Few people are explicitly aware of the more subliminal messages that we progressively take on board as a result of interpreting what we experience in life. This often manifests itself as a general non-specific feeling that we are “basically good”, “open and honest”, “mostly upbeat”, and “a fun loving person” for example, on the more positive side, or “prone to not follow through”, “forgetful”, “take life too seriously” or “a bit of a loser” on the more negative side. We may not hear these messages explicitly but we “derive” that this is what “the world” thinks about us.  Individuals with higher levels of self-esteem tend to demonstrate behaviour which is more flexible, more open in expressing wants and needs and more able to learn from feedback from others. Individuals with lower levels of self-esteem tend to demonstrate behaviour which is more rigid, more closed or quiet about expressing wants and needs and less able to learn from feedback from others. They therefore assume a much less personally attractive self-image and often feel trapped by it.

By simply reflecting on how we view ourselves we can start to become more aware of what is real and what is simply past “baggage”. We may not be able to jettison all of this but we can often make a start.

2. Carefully assess all of your forward options

When evaluating what we can do about low levels of self-esteem, our evaluation should ideally be other-centred rather than self-centred. If we think about different ways in which we might stop criticising others and accept them for who they are, we are likely to reduce the amount of self-critical behaviour we engage in. Hence, the more we will think about our future possibilities for action in a positive rather than a negative way.

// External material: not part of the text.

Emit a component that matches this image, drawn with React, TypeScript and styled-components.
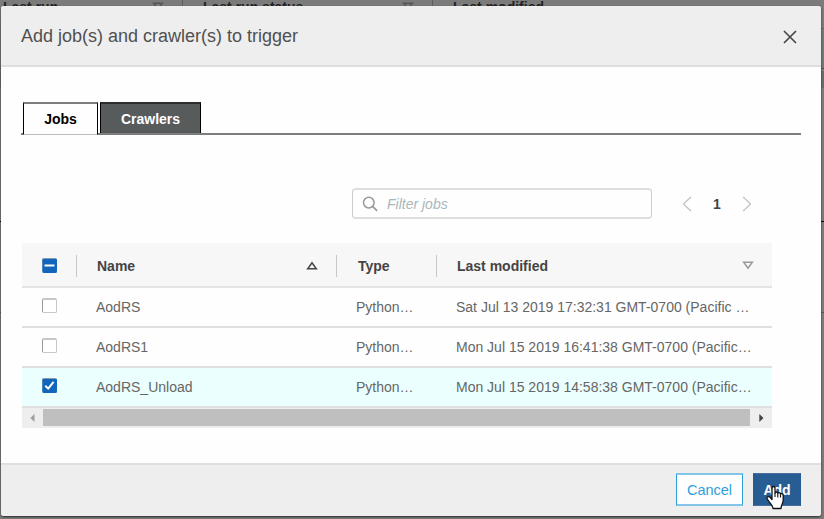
import React from 'react';
import styled, { createGlobalStyle } from 'styled-components';

const Global = createGlobalStyle`
  *, *::before, *::after { box-sizing: border-box; }
  body { margin: 0; overflow: hidden; background: #7b7b7b; font: 14px/20px "Liberation Sans", Arial, sans-serif; color: #666; }
  button { font: inherit; margin: 0; }
`;

const Page = styled.div`
  position: relative;
  width: 824px;
  height: 519px;
  overflow: hidden;
  background: #7b7b7b;
`;

const BackHead = styled.div`
  display: grid;
  grid-template-columns: 183px 250px 1fr;
  height: 28px;
  margin-top: -3px;
  margin-bottom: -1px;
`;

const BackCell = styled.div`
  display: flex;
  align-items: flex-start;
  justify-content: space-between;
  padding: 0 18px 0 20px;
  border-right: 1px solid #5e5e5e;
  color: #222;
  font-weight: 700;
  line-height: 20px;
  &:first-child { padding-left: 3px; }
  &:last-child { border-right: 0; }
  svg { margin-top: 5px; }
`;

const BackRow = styled.div<{ $h: number; $bg?: string; $line?: string }>`
  height: ${p => p.$h}px;
  background: ${p => p.$bg || '#7b7b7b'};
  border-top: 1px solid ${p => p.$line || '#686868'};
`;

const Modal = styled.section`
  position: absolute;
  left: 1px;
  top: 6px;
  width: 820px;
  height: 510px;
  display: flex;
  flex-direction: column;
  background: #fefefe;
  border-radius: 3px;
  overflow: hidden;
  box-shadow: 0 1px 2px rgba(0, 0, 0, 0.65);
`;

const ModalHead = styled.header`
  display: flex;
  justify-content: space-between;
  height: 61px;
  padding: 19px 24px 0 20px;
  background: #eee;
  border-bottom: 2px solid #dfdfdf;
`;

const Title = styled.h1`
  margin: 0;
  font-size: 18px;
  line-height: 22px;
  font-weight: 400;
  color: #505050;
`;

const CloseButton = styled.button`
  display: flex;
  padding: 5px 0 0;
  width: 14px;
  height: 20px;
  border: 0;
  background: none;
`;

const Body = styled.div`
  flex: 1;
  padding: 35px 20px 0 21px;
`;

const Tabs = styled.div`
  display: flex;
  gap: 2px;
  height: 33px;
  margin-left: -1px;
  padding-left: 2px;
  border-bottom: 2px solid #7d7d7d;
`;

const Tab = styled.button<{ $active?: boolean }>`
  width: ${p => (p.$active ? 75 : 101)}px;
  height: ${p => (p.$active ? 33 : 31)}px;
  padding: ${p => (p.$active ? '0 0 1px' : '1px 0 0')};
  line-height: 28px;
  display: flex;
  align-items: flex-start;
  justify-content: center;
  font-weight: 700;
  color: ${p => (p.$active ? '#000' : '#fff')};
  background: ${p => (p.$active ? '#fefefe' : '#585b5c')};
  border: 1px solid #000;
  border-top: ${p => (p.$active ? '2px solid #7d7d7d' : '2px solid #2b2d2e')};
  border-bottom: ${p => (p.$active ? '1px solid #bcbcbc' : '0')};
  span { margin-top: ${p => (p.$active ? 1 : 0)}px; }
`;

const Tools = styled.div`
  display: flex;
  align-items: center;
  margin: 53px 0 0 330px;
`;

const Search = styled.div`
  display: flex;
  align-items: center;
  gap: 9px;
  width: 300px;
  height: 31px;
  padding-left: 9px;
  border: 2px solid #dedede;
  border-width: 2px 1px;
  border-left-color: #ccc;
  border-right-color: #ccc;
  border-radius: 4px;
  color: #aab7b8;
  font-style: italic;
`;

const Pager = styled.div`
  display: flex;
  align-items: center;
  justify-content: space-between;
  width: 70px;
  margin-left: 30px;
  color: #444;
  font-weight: 700;
`;

const Table = styled.div`
  width: 750px;
  margin-top: 24px;
`;

const Row = styled.div<{ $selected?: boolean }>`
  display: grid;
  grid-template-columns: 54px 260px 100px 336px;
  height: 40px;
  align-items: center;
  background: ${p => (p.$selected ? '#ebfffe' : 'transparent')};
  border-bottom: 2px solid #e0e0e0;
`;

const HeadRow = styled(Row)`
  height: 45px;
  padding-top: 2px;
  background: #f7f7f7;
  border-bottom: 2px solid #e4e4e4;
  color: #444;
  font-weight: 700;
`;

const CheckCell = styled.div<{ $raised?: boolean }>`
  display: flex;
  padding-left: 20px;
  padding-bottom: ${p => (p.$raised ? 3 : 0)}px;
`;

const Cell = styled.div`
  padding: 0 20px 1px;
  white-space: nowrap;
  overflow: hidden;
  text-overflow: ellipsis;
`;

const HeadCell = styled.div`
  display: flex;
  align-items: center;
  justify-content: space-between;
  height: 22px;
  padding: 0 18px 0 20px;
  border-left: 1px solid #c8c8c8;
`;

const TypeHead = styled(HeadCell)`
  padding-left: 21px;
`;

const Box = styled.span<{ $on?: boolean }>`
  display: flex;
  align-items: center;
  justify-content: center;
  width: 15px;
  height: 15px;
  border: 1px solid ${p => (p.$on ? '#1166bb' : '#c4c8c9')};
  border-top: ${p => (p.$on ? '1px solid #8798aa' : '2px solid #c2c7c7')};
  border-left-color: ${p => (p.$on ? '#4c83b8' : '#969a9a')};
  border-radius: 2px;
  background: ${p => (p.$on ? '#1166bb' : '#fff')};
`;

const ScrollBar = styled.div`
  display: grid;
  grid-template-columns: 21px 707px 22px;
  align-items: center;
  justify-items: center;
  height: 20px;
  padding: 1px 0 2px;
  background: #eee;
`;

const Thumb = styled.div`
  width: 100%;
  height: 17px;
  background: #bfbfbf;
`;

const Foot = styled.footer`
  display: flex;
  justify-content: flex-end;
  gap: 10px;
  height: 53px;
  padding: 8px 20px 0;
  background: #eee;
  border-top: 2px solid #dfdfdf;
`;

const Button = styled.button<{ $primary?: boolean }>`
  width: ${p => (p.$primary ? 48 : 67)}px;
  height: 33px;
  padding: 0;
  color: ${p => (p.$primary ? '#fff' : '#2f9fdc')};
  font-weight: ${p => (p.$primary ? 700 : 400)};
  font-size: ${p => (p.$primary ? 14 : 14.5)}px;
  background: ${p => (p.$primary ? '#285d94' : '#fefefe')};
  border: 1px solid ${p => (p.$primary ? '#285d94' : '#2f9fdc')};
  border-top: ${p => (p.$primary ? '1px solid #466f9f' : '2px solid #82c5e9')};
  border-bottom: ${p => (p.$primary ? '1px solid #466f9f' : '2px solid #82c5e9')};
`;

const Pointer = styled.svg`
  position: absolute;
  left: 766px;
  top: 485px;
`;

const Down = ({ color }: { color: string }) => (
  <svg width="12" height="9" viewBox="0 0 12 9">
    <path d="M1.7 1.3h8.6L6 7.3z" fill="none" stroke={color} strokeWidth="1.5" />
  </svg>
);

const Up = () => (
  <svg width="12" height="9" viewBox="0 0 12 9">
    <path d="M1.7 7.7h8.6L6 1.7z" fill="none" stroke="#444" strokeWidth="1.5" />
  </svg>
);

const Chevron = ({ right }: { right?: boolean }) => (
  <svg width="10" height="16" viewBox="0 0 10 16">
    <path d={right ? 'M1.2 1l7.3 7-7.3 7' : 'M8.8 1L1.5 8l7.3 7'} fill="none" stroke="#c3c3c3" strokeWidth="1.3" />
  </svg>
);

const jobs = [
  { name: 'AodRS', modified: 'Sat Jul 13 2019 17:32:31 GMT-0700 (Pacific …', selected: false },
  { name: 'AodRS1', modified: 'Mon Jul 15 2019 16:41:38 GMT-0700 (Pacific…', selected: false },
  { name: 'AodRS_Unload', modified: 'Mon Jul 15 2019 14:58:38 GMT-0700 (Pacific…', selected: true },
];

export default function App() {
  return (
    <>
      <Global />
      <Page>
        <BackHead>
          <BackCell>Last run<Down color="#555" /></BackCell>
          <BackCell>Last run status<Down color="#555" /></BackCell>
          <BackCell>Last modified</BackCell>
        </BackHead>
        <BackRow $h={4} $line="#7b7b7b" />
        <BackRow $h={40} $bg="#737878" />
        <BackRow $h={3} $line="#555" />
        <BackRow $h={17} $bg="#686c6c" $line="#686c6c" />
        <BackRow $h={133} $line="#7b7b7b" />
        <BackRow $h={91} $line="#000" />
        <BackRow $h={207} $line="#555" />

        <Modal>
          <ModalHead>
            <Title>Add job(s) and crawler(s) to trigger</Title>
            <CloseButton aria-label="Close">
              <svg width="14" height="14" viewBox="0 0 14 14">
                <path d="M1 1l12 12M13 1L1 13" stroke="#444" strokeWidth="1.6" />
              </svg>
            </CloseButton>
          </ModalHead>
          <Body>
            <Tabs>
              <Tab $active><span>Jobs</span></Tab>
              <Tab><span>Crawlers</span></Tab>
            </Tabs>
            <Tools>
              <Search>
                <svg width="16" height="16" viewBox="0 0 16 16">
                  <circle cx="6.8" cy="6.6" r="5.3" fill="none" stroke="#999" strokeWidth="1.5" />
                  <path d="M10.6 10.4l4.5 4.5" stroke="#999" strokeWidth="1.7" />
                </svg>
                Filter jobs
              </Search>
              <Pager><Chevron /><span>1</span><Chevron right /></Pager>
            </Tools>
            <Table>
              <HeadRow>
                <CheckCell>
                  <Box $on>
                    <svg width="11" height="5" viewBox="0 0 11 5">
                      <path d="M.5 2.5h10" stroke="#fff" strokeWidth="2" />
                    </svg>
                  </Box>
                </CheckCell>
                <HeadCell>Name<Up /></HeadCell>
                <TypeHead>Type</TypeHead>
                <HeadCell>Last modified<Down color="#999" /></HeadCell>
              </HeadRow>
              {jobs.map(job => (
                <Row key={job.name} $selected={job.selected}>
                  <CheckCell $raised>
                    <Box $on={job.selected}>
                      {job.selected && (
                        <svg width="11" height="11" viewBox="0 0 11 11">
                          <path d="M1.3 5.8l2.9 2.8 5.4-6.7" fill="none" stroke="#fff" strokeWidth="2" />
                        </svg>
                      )}
                    </Box>
                  </CheckCell>
                  <Cell>{job.name}</Cell>
                  <Cell>Python…</Cell>
                  <Cell>{job.modified}</Cell>
                </Row>
              ))}
              <ScrollBar>
                <svg width="5" height="8" viewBox="0 0 5 8"><path d="M4.5 0v8L.3 4z" fill="#a0a0a0" /></svg>
                <Thumb />
                <svg width="5" height="8" viewBox="0 0 5 8"><path d="M.3 0v8l4.2-4z" fill="#444" /></svg>
              </ScrollBar>
            </Table>
          </Body>
          <Foot>
            <Button>Cancel</Button>
            <Button $primary>Add</Button>
          </Foot>
        </Modal>
        <Pointer width="19" height="25" viewBox="0 0 19 25">
          <path
            d="M6 14.5V3.5Q6 1.5 7.5 1.5T9 3.5V8q0-1 1.3-1t1.5 1.5q0-.9 1.3-.8t1.4 1.6q.2-.9 1.4-.6T17.2 10.5V15q0 2-1 4t-1.2 4.5H7q0-2-2-4.3T1.3 14q-.8-1.5.4-2.2t2.6.7z"
            fill="#fff"
            stroke="#111"
            strokeWidth="1.3"
            strokeLinejoin="round"
          />
          <path d="M9 8v4M11.8 8.5v4M14.5 9.5v3" stroke="#111" strokeWidth="1.1" />
        </Pointer>
      </Page>
    </>
  );
}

 3. Select the plan(s) with the best chance of succeeding

Although there are some dangers in generalising, and there are differences in approach for people who have more extraverted or more introverted preferences, the following are likely to increase levels of self-esteem for most people as they select particular plans or courses of action on a day-to-day basis:

  • Letting others know (within reason of course) what you are feeling about any given situation, especially where it really matters to you.
  • Accepting responsibility for everything that occurs in your life without seeking to blame others.
  • Reading more widely, discussing deeper issues with people around you, and finding more regular time to ponder or reflect.
  • Seeking to postpone judgment, listen and understand before defending or attacking or determining that what you see or hear is “wrong” or to assign fault in any way.
  • Regularly checking whether you might be deceiving yourself or even telling yourself lies about what is happening around you.
  • Questioning any limiting beliefs that you may hold and challenging your personal paradigms.
  • Treating everyone with respect and patience, rather than irritation and judgment, and maintaining the larger perspective as much as possible.
  • Being as humble as possible in all dealings with other people.

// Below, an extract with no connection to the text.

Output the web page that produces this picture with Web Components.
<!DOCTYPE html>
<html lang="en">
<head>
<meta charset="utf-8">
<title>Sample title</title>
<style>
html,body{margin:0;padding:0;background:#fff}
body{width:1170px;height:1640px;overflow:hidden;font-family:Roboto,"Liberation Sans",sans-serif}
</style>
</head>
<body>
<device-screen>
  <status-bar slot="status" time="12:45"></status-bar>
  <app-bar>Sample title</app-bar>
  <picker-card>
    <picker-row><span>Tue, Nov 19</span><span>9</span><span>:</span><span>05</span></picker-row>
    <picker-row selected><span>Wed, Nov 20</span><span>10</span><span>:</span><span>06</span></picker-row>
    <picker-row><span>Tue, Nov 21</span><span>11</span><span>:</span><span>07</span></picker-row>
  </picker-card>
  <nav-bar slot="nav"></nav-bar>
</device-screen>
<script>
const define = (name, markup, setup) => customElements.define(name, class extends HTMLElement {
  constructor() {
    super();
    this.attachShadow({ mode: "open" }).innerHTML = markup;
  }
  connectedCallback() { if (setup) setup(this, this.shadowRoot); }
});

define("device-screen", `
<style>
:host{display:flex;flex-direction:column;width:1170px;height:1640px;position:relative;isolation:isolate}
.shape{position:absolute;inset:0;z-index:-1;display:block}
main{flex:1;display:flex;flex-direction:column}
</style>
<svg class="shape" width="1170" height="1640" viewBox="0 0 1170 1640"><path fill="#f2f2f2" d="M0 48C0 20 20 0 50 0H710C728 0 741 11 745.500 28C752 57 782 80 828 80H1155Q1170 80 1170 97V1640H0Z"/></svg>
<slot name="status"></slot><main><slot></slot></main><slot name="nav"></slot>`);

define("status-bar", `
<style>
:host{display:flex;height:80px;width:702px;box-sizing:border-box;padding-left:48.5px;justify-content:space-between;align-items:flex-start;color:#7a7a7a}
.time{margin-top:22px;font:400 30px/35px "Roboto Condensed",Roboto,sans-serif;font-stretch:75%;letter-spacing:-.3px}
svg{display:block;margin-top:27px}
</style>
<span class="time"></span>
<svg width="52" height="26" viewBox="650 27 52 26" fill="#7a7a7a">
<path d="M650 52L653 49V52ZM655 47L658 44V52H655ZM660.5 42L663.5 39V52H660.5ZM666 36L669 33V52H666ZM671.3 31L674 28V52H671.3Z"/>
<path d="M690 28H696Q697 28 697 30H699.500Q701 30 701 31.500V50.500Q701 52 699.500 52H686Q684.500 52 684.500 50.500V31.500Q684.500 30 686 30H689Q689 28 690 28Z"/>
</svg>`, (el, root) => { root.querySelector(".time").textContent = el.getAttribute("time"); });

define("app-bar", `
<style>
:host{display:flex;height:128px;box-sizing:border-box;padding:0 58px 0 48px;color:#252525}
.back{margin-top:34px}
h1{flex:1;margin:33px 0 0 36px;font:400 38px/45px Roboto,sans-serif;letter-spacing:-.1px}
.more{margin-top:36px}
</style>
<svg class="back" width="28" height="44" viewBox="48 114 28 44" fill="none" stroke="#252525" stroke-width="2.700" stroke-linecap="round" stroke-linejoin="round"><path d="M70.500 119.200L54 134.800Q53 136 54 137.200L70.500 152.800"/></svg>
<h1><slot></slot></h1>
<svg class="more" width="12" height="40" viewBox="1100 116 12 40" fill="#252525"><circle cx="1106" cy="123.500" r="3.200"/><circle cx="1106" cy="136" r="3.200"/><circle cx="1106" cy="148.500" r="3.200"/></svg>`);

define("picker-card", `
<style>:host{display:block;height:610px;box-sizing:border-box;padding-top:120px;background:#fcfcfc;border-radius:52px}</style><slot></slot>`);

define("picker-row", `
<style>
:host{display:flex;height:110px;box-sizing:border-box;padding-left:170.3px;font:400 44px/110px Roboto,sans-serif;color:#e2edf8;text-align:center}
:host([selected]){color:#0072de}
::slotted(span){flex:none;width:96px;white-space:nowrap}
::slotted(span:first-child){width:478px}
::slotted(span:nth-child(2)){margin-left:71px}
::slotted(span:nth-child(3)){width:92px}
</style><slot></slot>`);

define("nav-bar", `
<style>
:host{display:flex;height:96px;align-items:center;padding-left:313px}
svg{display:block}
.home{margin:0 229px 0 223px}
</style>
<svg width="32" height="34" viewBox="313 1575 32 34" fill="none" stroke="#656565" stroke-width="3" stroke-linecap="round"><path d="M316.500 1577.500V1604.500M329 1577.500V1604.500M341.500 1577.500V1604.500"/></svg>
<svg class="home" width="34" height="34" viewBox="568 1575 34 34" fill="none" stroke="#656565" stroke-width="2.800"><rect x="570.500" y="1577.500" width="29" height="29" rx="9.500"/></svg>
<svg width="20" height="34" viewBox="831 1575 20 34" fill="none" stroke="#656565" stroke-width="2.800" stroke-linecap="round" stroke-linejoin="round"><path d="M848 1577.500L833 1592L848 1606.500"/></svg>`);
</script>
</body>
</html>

4. Appreciate that outside resources may be needed to succeed

Building self-esteem requires individuals to make a conscious choice about the messages that they receive and pay attention to. They can be a “victim” of the feedback or the “owner” of it. And the consequences of this are that we all choose to have high or low levels of self-acceptance. However, if you start out having lower self-acceptance you are likely to feel more “fragile” and need third-party resources to help you to move forward.

5. Implement plans and follow-though persistently

Developing a stronger level of self-esteem is often a long journey and needs consistent effort to build it up on a “brick by brick” basis. The more people invest in non-critical behaviour of others, the less critical they will be of themselves, but it is easy to back-slide unless we are aware of the potential for this to happen. As we therefore complete tasks and work with other people, we should constantly review whether we have acted in fair and consistent ways and met the promises we have made. The more we do this, the better we will feel about ourselves.

Summary

We choose our personal sense of self-acceptance or self-esteem, or how much self-respect we have, much more than most of us believe. We can therefore elect to change it for the better with a little focus and sustained effort. Rather than to be defensive and protective of whatever small amount of self-esteem we think we have left, if we give more of ourselves and show a greater amount of respect and humility to everyone around us, our own levels of self-acceptance will rise slowly but surely.